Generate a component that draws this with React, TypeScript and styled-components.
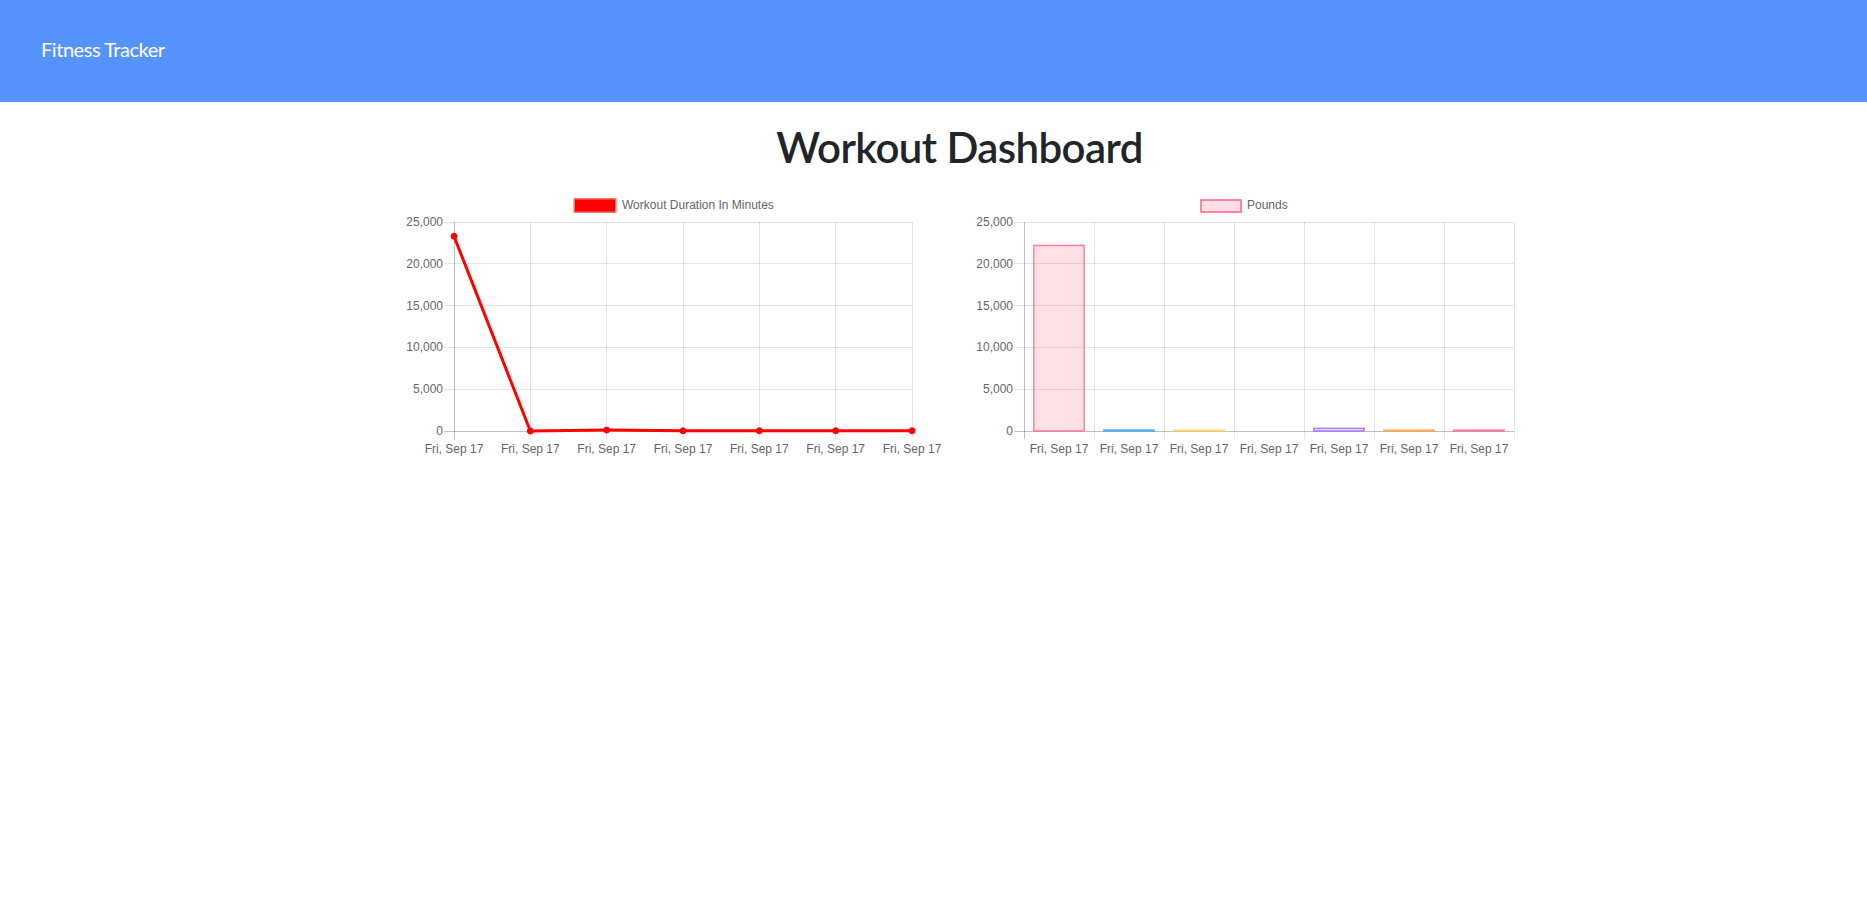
import React from 'react';
import styled, { createGlobalStyle } from 'styled-components';

const GlobalStyle = createGlobalStyle`
  html, body { margin: 0; padding: 0; background: #ffffff; }
  body { font-family: Lato, "Open Sans", sans-serif; }
`;

const Header = styled.header`
  height: 102px;
  box-sizing: border-box;
  background: #5593ff;
  display: flex;
  align-items: center;
  padding: 0 0 4px 41px;
`;

const Brand = styled.span`
  color: #ffffff;
  font-family: Lato, "Open Sans", sans-serif;
  font-size: 20px;
  line-height: 30px;
  letter-spacing: -0.45px;
`;

const Main = styled.main`
  padding-left: 52px;
  display: flex;
  flex-direction: column;
  align-items: center;
`;

const Title = styled.h1`
  margin: 20px 0 0;
  font-family: Lato, "Open Sans", sans-serif;
  font-size: 42px;
  line-height: 50px;
  font-weight: 600;
  color: #212529;
  letter-spacing: -0.6px;
`;

const ChartsRow = styled.div`
  display: flex;
  gap: 11px;
  margin-top: 18px;
`;

const ChartSvg = styled.svg`
  display: block;
  width: 560px;
  height: 270px;
  overflow: visible;
  font-family: "Liberation Sans", Arial, Helvetica, sans-serif;
  font-size: 12px;
`;

const TOP = 32;
const BOTTOM = 241;
const MAX = 25000;
const Y_TICKS = [25000, 20000, 15000, 10000, 5000, 0];
const GRID = 'rgba(0,0,0,0.1)';
const ZERO = 'rgba(0,0,0,0.25)';
const TEXT = '#666666';
const LABEL = 'Fri, Sep 17';

const yFor = (v: number) => BOTTOM - (v / MAX) * (BOTTOM - TOP);
const fmt = (v: number) => v.toLocaleString('en-US');

type YAxisProps = { left: number; right: number };
const YGrid: React.FC<YAxisProps> = ({ left, right }) => (
  <g>
    {Y_TICKS.map((t) => (
      <g key={t}>
        <line
          x1={left - 10}
          x2={right}
          y1={yFor(t)}
          y2={yFor(t)}
          stroke={t === 0 ? ZERO : GRID}
          strokeWidth={1}
          shapeRendering="crispEdges"
        />
        <text x={left - 11} y={yFor(t) + 4} textAnchor="end" fill={TEXT}>
          {fmt(t)}
        </text>
      </g>
    ))}
  </g>
);

const lineData = [23300, 0, 110, 20, 30, 40, 25];

const LineChart: React.FC = () => {
  const left = 60;
  const right = 518;
  const step = (right - left) / (lineData.length - 1);
  const pts = lineData.map((v, i) => [left + i * step, yFor(v)] as const);
  return (
    <ChartSvg viewBox="0 0 560 270">
      <rect x={181} y={9.5} width={40} height={12} fill="#ff0000" stroke="rgba(255,0,0,0.55)" strokeWidth={3} />
      <text x={228} y={19} fill={TEXT}>Workout Duration In Minutes</text>
      {pts.map(([x], i) => (
        <line
          key={i}
          x1={x}
          x2={x}
          y1={TOP}
          y2={BOTTOM + 8}
          stroke={i === 0 ? ZERO : GRID}
          strokeWidth={1}
          shapeRendering="crispEdges"
        />
      ))}
      <YGrid left={left} right={right} />
      {pts.map(([x], i) => (
        <text key={i} x={x} y={263} textAnchor="middle" fill={TEXT}>
          {LABEL}
        </text>
      ))}
      <polyline
        points={pts.map(([x, y]) => `${x},${y}`).join(' ')}
        fill="none"
        stroke="#ff0000"
        strokeWidth={3}
        strokeLinejoin="round"
      />
      {pts.map(([x, y], i) => (
        <circle key={i} cx={x} cy={y} r={3} fill="#ff0000" stroke="#ff0000" strokeWidth={1} />
      ))}
    </ChartSvg>
  );
};

const barData: { v: number; c: string }[] = [
  { v: 22200, c: '255,99,132' },
  { v: 120, c: '54,162,235' },
  { v: 100, c: '255,206,86' },
  { v: 0, c: '75,192,192' },
  { v: 320, c: '153,102,255' },
  { v: 110, c: '255,159,64' },
  { v: 110, c: '255,99,132' },
];

const BarChart: React.FC = () => {
  const left = 59;
  const cat = 70;
  const right = left + cat * barData.length;
  const barW = cat * 0.72;
  return (
    <ChartSvg viewBox="0 0 560 270">
      <rect
        x={236}
        y={10}
        width={40}
        height={12}
        fill="rgba(255,99,132,0.2)"
        stroke="rgba(255,99,132,1)"
        strokeWidth={1.5}
      />
      <text x={282} y={19} fill={TEXT}>Pounds</text>
      {Array.from({ length: barData.length + 1 }).map((_, i) => (
        <line
          key={i}
          x1={left + i * cat}
          x2={left + i * cat}
          y1={TOP}
          y2={BOTTOM + 8}
          stroke={i === 0 ? ZERO : GRID}
          strokeWidth={1}
          shapeRendering="crispEdges"
        />
      ))}
      <YGrid left={left} right={right} />
      {barData.map((b, i) => {
        const cx = left + cat * i + cat / 2;
        const y = yFor(b.v);
        return (
          <g key={i}>
            {b.v > 0 && (
              <rect
                x={cx - barW / 2}
                y={y}
                width={barW}
                height={BOTTOM - y}
                fill={`rgba(${b.c},0.2)`}
                stroke={`rgba(${b.c},0.8)`}
                strokeWidth={1.5}
              />
            )}
            <text x={cx} y={263} textAnchor="middle" fill={TEXT}>
              {LABEL}
            </text>
          </g>
        );
      })}
    </ChartSvg>
  );
};

export default function App() {
  return (
    <>
      <GlobalStyle />
      <Header>
        <Brand>Fitness Tracker</Brand>
      </Header>
      <Main>
        <Title>Workout Dashboard</Title>
        <ChartsRow>
          <LineChart />
          <BarChart />
        </ChartsRow>
      </Main>
    </>
  );
}
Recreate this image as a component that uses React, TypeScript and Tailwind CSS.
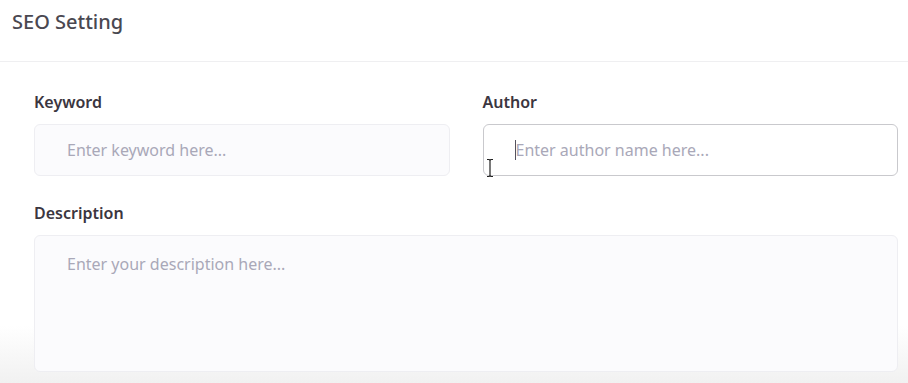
import React from 'react';

const font = { fontFamily: '"Noto Sans", "Open Sans", sans-serif' };

const Field: React.FC<{ label: string; placeholder: string; focused?: boolean }> = ({ label, placeholder, focused }) => (
    <div className="flex flex-col">
        <label className="h-5 mb-3 text-[16px] leading-5 font-semibold text-[#3b3640]">{label}</label>
        <div className="relative">
            <input
                placeholder={placeholder}
                className={`w-full h-[52px] rounded-md pl-[32px] pr-4 text-[16px] outline-none placeholder:text-[#a9a8b8] ${
                    focused ? 'bg-white border border-[#c9c9cd]' : 'bg-[#fbfbfd] border border-[#eeeef2]'
                }`}
            />
            {focused && (
                <>
                    {/* text caret */}
                    <span className="absolute left-[32px] top-[16px] w-px h-[20px] bg-[#55525e]" />
                    {/* mouse I-beam */}
                    <svg className="absolute left-[2px] top-[34px]" width="10" height="20" viewBox="0 0 10 20">
                        <path d="M2 1.5h2.2L5 2.3l.8-.8H8M5 2.3v15.4M2 18.5h2.2l.8-.8.8.8H8" stroke="#222" strokeWidth="1.2" fill="none" />
                    </svg>
                </>
            )}
        </div>
    </div>
);

export default function App() {
    return (
        <div style={font} className="w-[908px] h-[383px] overflow-hidden bg-linear-to-b from-white from-85% to-[#f1f1f1]">
            <div className="h-[62px] border-b border-[#efeff1] pl-[12px] pt-[8px]">
                <h2 className="text-[20px] leading-7 font-medium text-[#4a4851]">SEO Setting</h2>
            </div>
            <div className="pl-[34px] pr-[10px] pt-[30px]">
                <div className="grid grid-cols-2 gap-x-[33px]">
                    <Field label="Keyword" placeholder="Enter keyword here..." />
                    <Field label="Author" placeholder="Enter author name here..." focused />
                </div>
                <div className="mt-[27px] flex flex-col">
                    <label className="h-5 mb-3 text-[16px] leading-5 font-semibold text-[#3b3640]">Description</label>
                    <textarea
                        placeholder="Enter your description here..."
                        className="h-[137px] resize-none rounded-md bg-[#fbfbfd] border border-[#eeeef2] pl-[32px] pr-4 pt-[18px] text-[16px] leading-5 outline-none placeholder:text-[#a9a8b8]"
                    />
                </div>
            </div>
        </div>
    );
}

========================

### GOAL OF THE EXERCISE
Repeat only what lies between the start of the data and the end of the line containing "const lineData = [23300, 0, 110, 20, 30, 40, 25];", exactly, with pictures left out.

### TASK RESULT
Generate a component that draws this with React, TypeScript and styled-components.
import React from 'react';
import styled, { createGlobalStyle } from 'styled-components';

const GlobalStyle = createGlobalStyle`
  html, body { margin: 0; padding: 0; background: #ffffff; }
  body { font-family: Lato, "Open Sans", sans-serif; }
`;

const Header = styled.header`
  height: 102px;
  box-sizing: border-box;
  background: #5593ff;
  display: flex;
  align-items: center;
  padding: 0 0 4px 41px;
`;

const Brand = styled.span`
  color: #ffffff;
  font-family: Lato, "Open Sans", sans-serif;
  font-size: 20px;
  line-height: 30px;
  letter-spacing: -0.45px;
`;

const Main = styled.main`
  padding-left: 52px;
  display: flex;
  flex-direction: column;
  align-items: center;
`;

const Title = styled.h1`
  margin: 20px 0 0;
  font-family: Lato, "Open Sans", sans-serif;
  font-size: 42px;
  line-height: 50px;
  font-weight: 600;
  color: #212529;
  letter-spacing: -0.6px;
`;

const ChartsRow = styled.div`
  display: flex;
  gap: 11px;
  margin-top: 18px;
`;

const ChartSvg = styled.svg`
  display: block;
  width: 560px;
  height: 270px;
  overflow: visible;
  font-family: "Liberation Sans", Arial, Helvetica, sans-serif;
  font-size: 12px;
`;

const TOP = 32;
const BOTTOM = 241;
const MAX = 25000;
const Y_TICKS = [25000, 20000, 15000, 10000, 5000, 0];
const GRID = 'rgba(0,0,0,0.1)';
const ZERO = 'rgba(0,0,0,0.25)';
const TEXT = '#666666';
const LABEL = 'Fri, Sep 17';

const yFor = (v: number) => BOTTOM - (v / MAX) * (BOTTOM - TOP);
const fmt = (v: number) => v.toLocaleString('en-US');

type YAxisProps = { left: number; right: number };
const YGrid: React.FC<YAxisProps> = ({ left, right }) => (
  <g>
    {Y_TICKS.map((t) => (
      <g key={t}>
        <line
          x1={left - 10}
          x2={right}
          y1={yFor(t)}
          y2={yFor(t)}
          stroke={t === 0 ? ZERO : GRID}
          strokeWidth={1}
          shapeRendering="crispEdges"
        />
        <text x={left - 11} y={yFor(t) + 4} textAnchor="end" fill={TEXT}>
          {fmt(t)}
        </text>
      </g>
    ))}
  </g>
);

const lineData = [23300, 0, 110, 20, 30, 40, 25];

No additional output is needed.